Most new media are presented as extensions of freedom. A mobile phone allows contact at most any time and place. It also means that one is never out of reach and never free of obligations to take and, perhaps, make calls. What does a mobile phone do to the freedom of solitude? What does a laptop computer do for the ability to get away from work?

Three stories come to mind regarding ethical considerations of freedom.

One is the story of Ryokan, a Zen master, who lived in a hut at the foot of a mountain. Returning one night, he caught a robber who had just learned that there was nothing to steal. "You may have come a long way to visit me and you should not return empty-handed," said Ryokan. "Please take my clothes as a gift." Bewildered, the thief took the clothes and slunk away. Ryokan sat naked, watching the moon. "Poor fellow," he mused, "I wish I could give him this beautiful moon." (Zen Flesh, Zen Bones, compiled by Paul Reps, p. 27.)

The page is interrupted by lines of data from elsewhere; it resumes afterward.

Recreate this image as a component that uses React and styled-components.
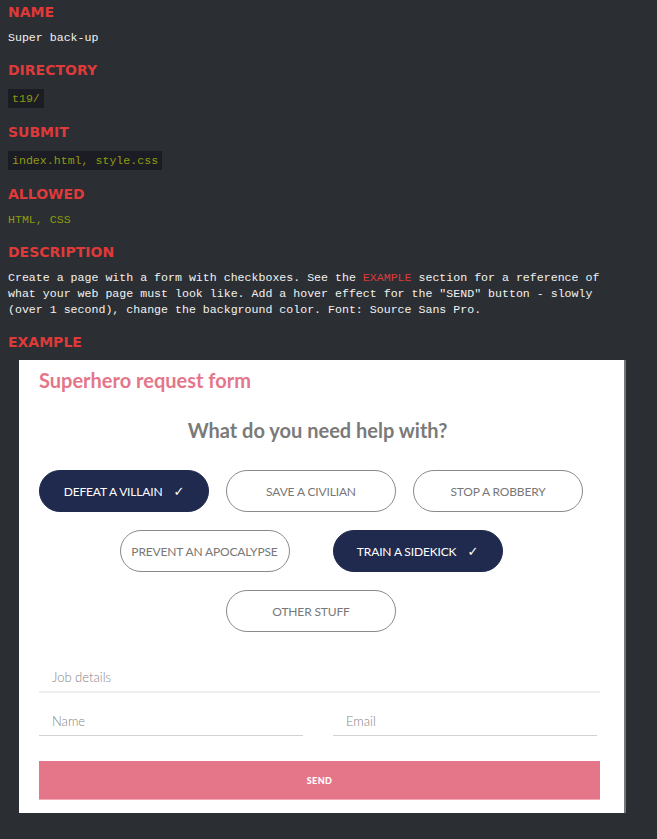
import React from "react"
import styled, { createGlobalStyle } from "styled-components"

const GlobalStyle = createGlobalStyle`
    html, body {
        margin: 0;
        padding: 0;
        background: #2b2e32;
    }
    * {
        box-sizing: border-box;
    }
`

const options = [
    [
        { label: "Defeat a villain", checked: true },
        { label: "Save a civilian" },
        { label: "Stop a robbery" },
    ],
    [
        { label: "Prevent an apocalypse" },
        { label: "Train a sidekick", checked: true },
    ],
    [
        { label: "Other stuff" },
    ],
]

export default function App() {
    return (
        <Page>
            <GlobalStyle />
            <Title $first>Name</Title>
            <Text>Super back-up</Text>

            <Title>Directory</Title>
            <Code>t19/</Code>

            <Title>Submit</Title>
            <Code>index.html, style.css</Code>

            <Title>Allowed</Title>
            <Text $green>HTML, CSS</Text>

            <Title>Description</Title>
            <Text>
                Create a page with a form with checkboxes. See the <Hl>EXAMPLE</Hl> section for a reference of
                <br />what your web page must look like. Add a hover effect for the "SEND" button - slowly
                <br />(over 1 second), change the background color. Font: Source Sans Pro.
            </Text>

            <Title>Example</Title>
            <Example>
                <FormTitle>Superhero request form</FormTitle>
                <Question>What do you need help with?</Question>
                <Options>
                    {options.map((row, i) => (
                        <OptionRow key={i} $wide={row.length === 2}>
                            {row.map(o => (
                                <Pill key={o.label} type="button" $checked={o.checked}>
                                    {o.label}
                                    {o.checked && <Check>✓</Check>}
                                </Pill>
                            ))}
                        </OptionRow>
                    ))}
                </Options>
                <Field $job placeholder="Job details" />
                <FieldRow>
                    <Field placeholder="Name" />
                    <Field placeholder="Email" />
                </FieldRow>
                <Send type="button">Send</Send>
            </Example>
        </Page>
    )
}

const Page = styled.div`
    padding: 0 8px 40px;
    font-family: "Liberation Mono", "Courier New", monospace;
`

const Title = styled.h2`
    margin: ${props => props.$first ? '2px' : '14px'} 0 0;
    font-family: "DejaVu Sans", sans-serif;
    font-weight: 700;
    font-size: 14px;
    line-height: 20px;
    text-transform: uppercase;
    color: #df3a3a;
`

const Text = styled.p`
    margin: 8px 0 0;
    font-size: 11.6px;
    line-height: 16px;
    color: ${props => props.$green ? '#8c9c10' : '#f2f2f2'};
`

const Hl = styled.span`
    color: #df3a3a;
`

const Code = styled.div`
    display: table;
    margin-top: 9px;
    padding: 2px 4px;
    background: #1c1d24;
    color: #8c9c10;
    font-size: 11.6px;
    line-height: 15px;
`

const Example = styled.div`
    width: 607px;
    margin: 8px 0 0 11px;
    padding: 8px 24px 13px 20px;
    background: #fff;
    border-right: 2px solid #777;
    font-family: Lato, "Open Sans", sans-serif;
`

const FormTitle = styled.h1`
    margin: 0;
    font-size: 20px;
    line-height: 24px;
    font-weight: 700;
    color: #e5768a;
`

const Question = styled.h3`
    margin: 26px 0 0;
    font-size: 20px;
    line-height: 24px;
    font-weight: 700;
    color: #7a7a7a;
    text-align: center;
    padding-right: 4px;
`

const Options = styled.div`
    width: 544px;
    margin-top: 28px;
    display: flex;
    flex-direction: column;
    gap: 18px;
`

const OptionRow = styled.div`
    display: flex;
    justify-content: center;
    gap: ${props => props.$wide ? '43px' : '17px'};
`

const Pill = styled.button`
    width: 170px;
    height: 42px;
    border-radius: 21px;
    border: 1px solid ${props => props.$checked ? '#1f2a4e' : '#8a8a8a'};
    background: ${props => props.$checked ? '#1f2a4e' : '#fff'};
    color: ${props => props.$checked ? '#fff' : '#777'};
    font-family: Lato, "Open Sans", sans-serif;
    font-size: 12px;
    letter-spacing: -0.15px;
    text-transform: uppercase;
    display: flex;
    align-items: center;
    justify-content: center;
    padding: 0;
    cursor: pointer;
`

const Check = styled.span`
    margin-left: 11px;
    font-family: "DejaVu Sans", sans-serif;
    font-size: 13px;
`

const Field = styled.input`
    display: block;
    width: 100%;
    height: ${props => props.$job ? '30px' : '29px'};
    margin-top: ${props => props.$job ? '31px' : '0'};
    padding: 0 13px;
    border: none;
    border-bottom: ${props => props.$job ? '2px solid #eeeeee' : '1px solid #d2d2d2'};
    outline: none;
    font-family: Lato, "Open Sans", sans-serif;
    font-weight: 300;
    font-size: 13px;
    color: #555;

    &::placeholder {
        color: #858585;
    }
`

const FieldRow = styled.div`
    display: grid;
    grid-template-columns: 264px 264px;
    gap: 30px;
    margin-top: 14px;
`

const Send = styled.button`
    display: block;
    width: 100%;
    height: 39px;
    margin-top: 25px;
    border: none;
    border-bottom: 1px solid #f2a9b6;
    background: #e5768a;
    color: #fff;
    font-family: Lato, "Open Sans", sans-serif;
    font-weight: 900;
    font-size: 9px;
    letter-spacing: 0.4px;
    text-transform: uppercase;
    cursor: pointer;
    transition: background-color 1s;

    &:hover {
        background: #1f2a4e;
    }
`
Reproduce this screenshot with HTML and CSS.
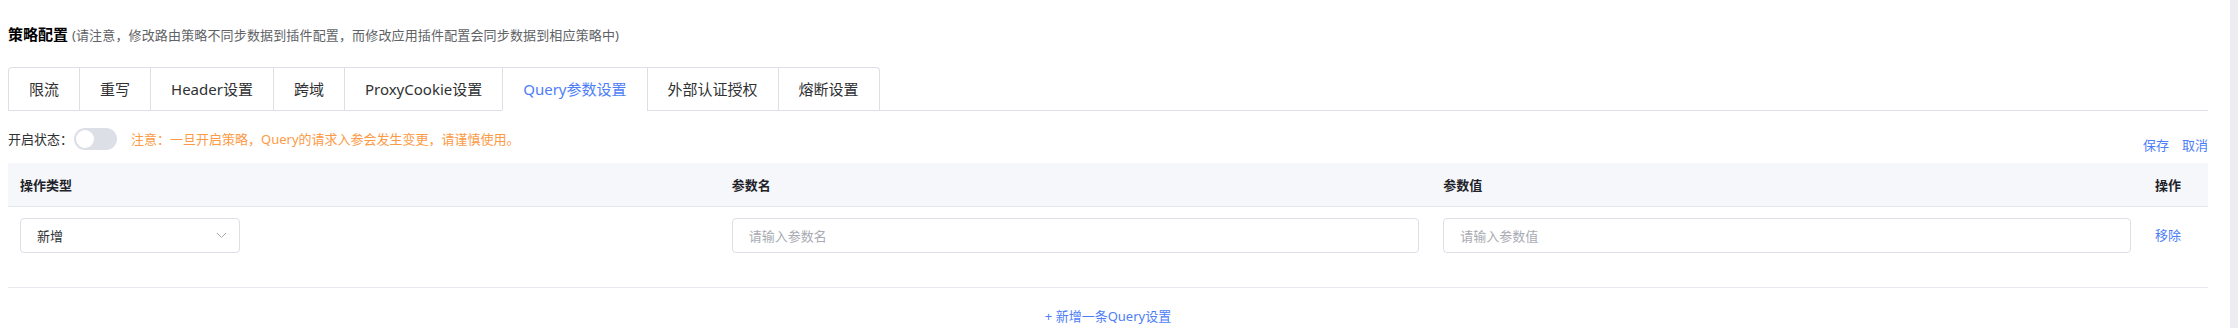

Another is the story about the Mullah Nasrudin who has a some-what different angle. "There is a burglar downstairs," said Nasrudin’s wife one night. "Not a sound," whispered the Mulla. "If he finds anything here, he will have to bring it into the house himself first. He may even leave something behind." (The Pleasantries of the Incredible Mulla Nasrudin, by Idries Shah, p. 144.)

Last, consider the story of the disciples who were instructed by Jesus to go on journeys without supplies or extra clothes, or, of course, keys. The orders freed them for their mission, and they could abandon themselves to the present. The reports are that their missions were big successes. (For example, Luke 9:1ff.)

These ethical stories are not moral judgments on the acts of locking and protecting. But they reveal the freedom of living in a different direction. This world is under the powerful grip of possessions, which require extensive protection, and the stories are a vital counterpoint to conventional wisdom in such matters.